* [WHAT TO WORK ON]:
Everything in the data should be repeated exactly, save for the images.

○ ○ ○ ○ ○

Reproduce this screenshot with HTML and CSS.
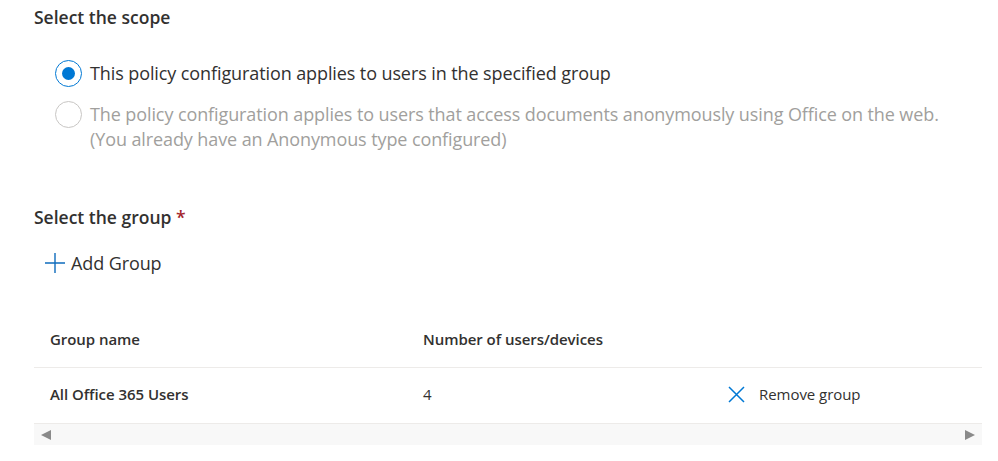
FILE: index.html
```html
<!DOCTYPE html>
<html lang="en">
<head>
<meta charset="utf-8">
<title>Policy scope</title>
<link rel="stylesheet" href="styles.css">
</head>
<body>
<div class="page">
  <h2 class="title">Select the scope</h2>
  <div class="radios">
    <div class="option">
      <span class="radio checked"></span>
      <span class="label">This policy configuration applies to users in the specified group</span>
    </div>
    <div class="option disabled">
      <span class="radio"></span>
      <span class="label">The policy configuration applies to users that access documents anonymously using Office on the web.<br>(You already have an Anonymous type configured)</span>
    </div>
  </div>

  <h2 class="title group-title">Select the group <span class="req">*</span></h2>
  <div class="add-btn">
    <svg class="plus" width="22" height="22" viewBox="0 0 22 22"><path d="M11 1V21M1 11H21" stroke="#0f6cbd" stroke-width="1.4" fill="none"/></svg>
    <span>Add Group</span>
  </div>

  <div class="table">
    <div class="row head">
      <div class="cell">Group name</div>
      <div class="cell">Number of users/devices</div>
      <div class="cell"></div>
    </div>
    <div class="row body">
      <div class="cell strong">All Office 365 Users</div>
      <div class="cell">4</div>
      <div class="cell action">
        <svg class="x" width="17" height="17" viewBox="0 0 17 17"><path d="M1 1L16 16M16 1L1 16" stroke="#0078d4" stroke-width="1.5" fill="none"/></svg>
        <span>Remove group</span>
      </div>
    </div>
    <div class="scrollbar">
      <span class="arrow left"></span>
      <span class="arrow right"></span>
    </div>
  </div>
</div>
</body>
</html>
```
FILE: styles.css
```css
html, body {
  margin: 0;
  padding: 0;
  background: #ffffff;
}
body {
  font-family: "Open Sans", "Noto Sans", sans-serif;
  color: #323130;
}
.page {
  padding: 5px 16px 0 34px;
}
.title {
  margin: 0;
  font-size: 17.5px;
  font-weight: 600;
  line-height: 24px;
}
.req {
  color: #a4262c;
}
.radios {
  margin-top: 31px;
  padding-left: 21px;
  display: flex;
  flex-direction: column;
  gap: 14px;
}
.option {
  display: flex;
  align-items: flex-start;
  gap: 8px;
}
.radio {
  flex: none;
  width: 27px;
  height: 27px;
  box-sizing: border-box;
  border-radius: 50%;
  border: 1px solid #c8c6c4;
  display: flex;
  align-items: center;
  justify-content: center;
  background: #fff;
}
.radio.checked {
  border: 1.5px solid #0078d4;
}
.radio.checked::after {
  content: "";
  width: 13px;
  height: 13px;
  border-radius: 50%;
  background: #0078d4;
}
.label {
  font-size: 18px;
  line-height: 25px;
  margin-top: 1px;
  letter-spacing: -0.1px;
}
.disabled .label {
  color: #a19f9d;
}
.group-title {
  margin-top: 53px;
}
.add-btn {
  margin-top: 22px;
  padding-left: 10px;
  display: flex;
  align-items: center;
  gap: 5px;
  font-size: 18px;
  line-height: 24px;
  letter-spacing: -0.1px;
}
.plus {
  display: block;
}
.table {
  margin-top: 36px;
}
.row {
  display: grid;
  grid-template-columns: 373px 305px 1fr;
  border-bottom: 1px solid #edebe9;
  align-items: center;
  font-size: 15px;
  letter-spacing: -0.05px;
  box-sizing: border-box;
}
.row.head {
  height: 57px;
  font-weight: 600;
  padding-bottom: 1px;
}
.row.body {
  height: 56px;
  padding-bottom: 3px;
}
.cell {
  padding-left: 16px;
  line-height: 20px;
}
.strong {
  font-weight: 600;
}
.action {
  display: flex;
  align-items: center;
  gap: 14px;
}
.x {
  display: block;
}
.scrollbar {
  height: 21px;
  background: #f8f8f8;
  display: flex;
  align-items: center;
  justify-content: space-between;
  padding: 0 7px;
}
.arrow {
  width: 0;
  height: 0;
  border-top: 5.5px solid transparent;
  border-bottom: 5.5px solid transparent;
}
.arrow.left {
  border-right: 10px solid #8a8a8a;
}
.arrow.right {
  border-left: 10px solid #8a8a8a;
}
```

○ ○ ○ ○ ○

* [COMPLETE RESPONSE]:
Reproduce this screenshot with HTML and CSS.
FILE: index.html
```html
<!DOCTYPE html>
<html lang="en">
<head>
<meta charset="utf-8">
<title>Policy scope</title>
<link rel="stylesheet" href="styles.css">
</head>
<body>
<div class="page">
  <h2 class="title">Select the scope</h2>
  <div class="radios">
    <div class="option">
      <span class="radio checked"></span>
      <span class="label">This policy configuration applies to users in the specified group</span>
    </div>
    <div class="option disabled">
      <span class="radio"></span>
      <span class="label">The policy configuration applies to users that access documents anonymously using Office on the web.<br>(You already have an Anonymous type configured)</span>
    </div>
  </div>

  <h2 class="title group-title">Select the group <span class="req">*</span></h2>
  <div class="add-btn">
    <svg class="plus" width="22" height="22" viewBox="0 0 22 22"><path d="M11 1V21M1 11H21" stroke="#0f6cbd" stroke-width="1.4" fill="none"/></svg>
    <span>Add Group</span>
  </div>

  <div class="table">
    <div class="row head">
      <div class="cell">Group name</div>
      <div class="cell">Number of users/devices</div>
      <div class="cell"></div>
    </div>
    <div class="row body">
      <div class="cell strong">All Office 365 Users</div>
      <div class="cell">4</div>
      <div class="cell action">
        <svg class="x" width="17" height="17" viewBox="0 0 17 17"><path d="M1 1L16 16M16 1L1 16" stroke="#0078d4" stroke-width="1.5" fill="none"/></svg>
        <span>Remove group</span>
      </div>
    </div>
    <div class="scrollbar">
      <span class="arrow left"></span>
      <span class="arrow right"></span>
    </div>
  </div>
</div>
</body>
</html>
```
FILE: styles.css
```css
html, body {
  margin: 0;
  padding: 0;
  background: #ffffff;
}
body {
  font-family: "Open Sans", "Noto Sans", sans-serif;
  color: #323130;
}
.page {
  padding: 5px 16px 0 34px;
}
.title {
  margin: 0;
  font-size: 17.5px;
  font-weight: 600;
  line-height: 24px;
}
.req {
  color: #a4262c;
}
.radios {
  margin-top: 31px;
  padding-left: 21px;
  display: flex;
  flex-direction: column;
  gap: 14px;
}
.option {
  display: flex;
  align-items: flex-start;
  gap: 8px;
}
.radio {
  flex: none;
  width: 27px;
  height: 27px;
  box-sizing: border-box;
  border-radius: 50%;
  border: 1px solid #c8c6c4;
  display: flex;
  align-items: center;
  justify-content: center;
  background: #fff;
}
.radio.checked {
  border: 1.5px solid #0078d4;
}
.radio.checked::after {
  content: "";
  width: 13px;
  height: 13px;
  border-radius: 50%;
  background: #0078d4;
}
.label {
  font-size: 18px;
  line-height: 25px;
  margin-top: 1px;
  letter-spacing: -0.1px;
}
.disabled .label {
  color: #a19f9d;
}
.group-title {
  margin-top: 53px;
}
.add-btn {
  margin-top: 22px;
  padding-left: 10px;
  display: flex;
  align-items: center;
  gap: 5px;
  font-size: 18px;
  line-height: 24px;
  letter-spacing: -0.1px;
}
.plus {
  display: block;
}
.table {
  margin-top: 36px;
}
.row {
  display: grid;
  grid-template-columns: 373px 305px 1fr;
  border-bottom: 1px solid #edebe9;
  align-items: center;
  font-size: 15px;
  letter-spacing: -0.05px;
  box-sizing: border-box;
}
.row.head {
  height: 57px;
  font-weight: 600;
  padding-bottom: 1px;
}
.row.body {
  height: 56px;
  padding-bottom: 3px;
}
.cell {
  padding-left: 16px;
  line-height: 20px;
}
.strong {
  font-weight: 600;
}
.action {
  display: flex;
  align-items: center;
  gap: 14px;
}
.x {
  display: block;
}
.scrollbar {
  height: 21px;
  background: #f8f8f8;
  display: flex;
  align-items: center;
  justify-content: space-between;
  padding: 0 7px;
}
.arrow {
  width: 0;
  height: 0;
  border-top: 5.5px solid transparent;
  border-bottom: 5.5px solid transparent;
}
.arrow.left {
  border-right: 10px solid #8a8a8a;
}
.arrow.right {
  border-left: 10px solid #8a8a8a;
}
```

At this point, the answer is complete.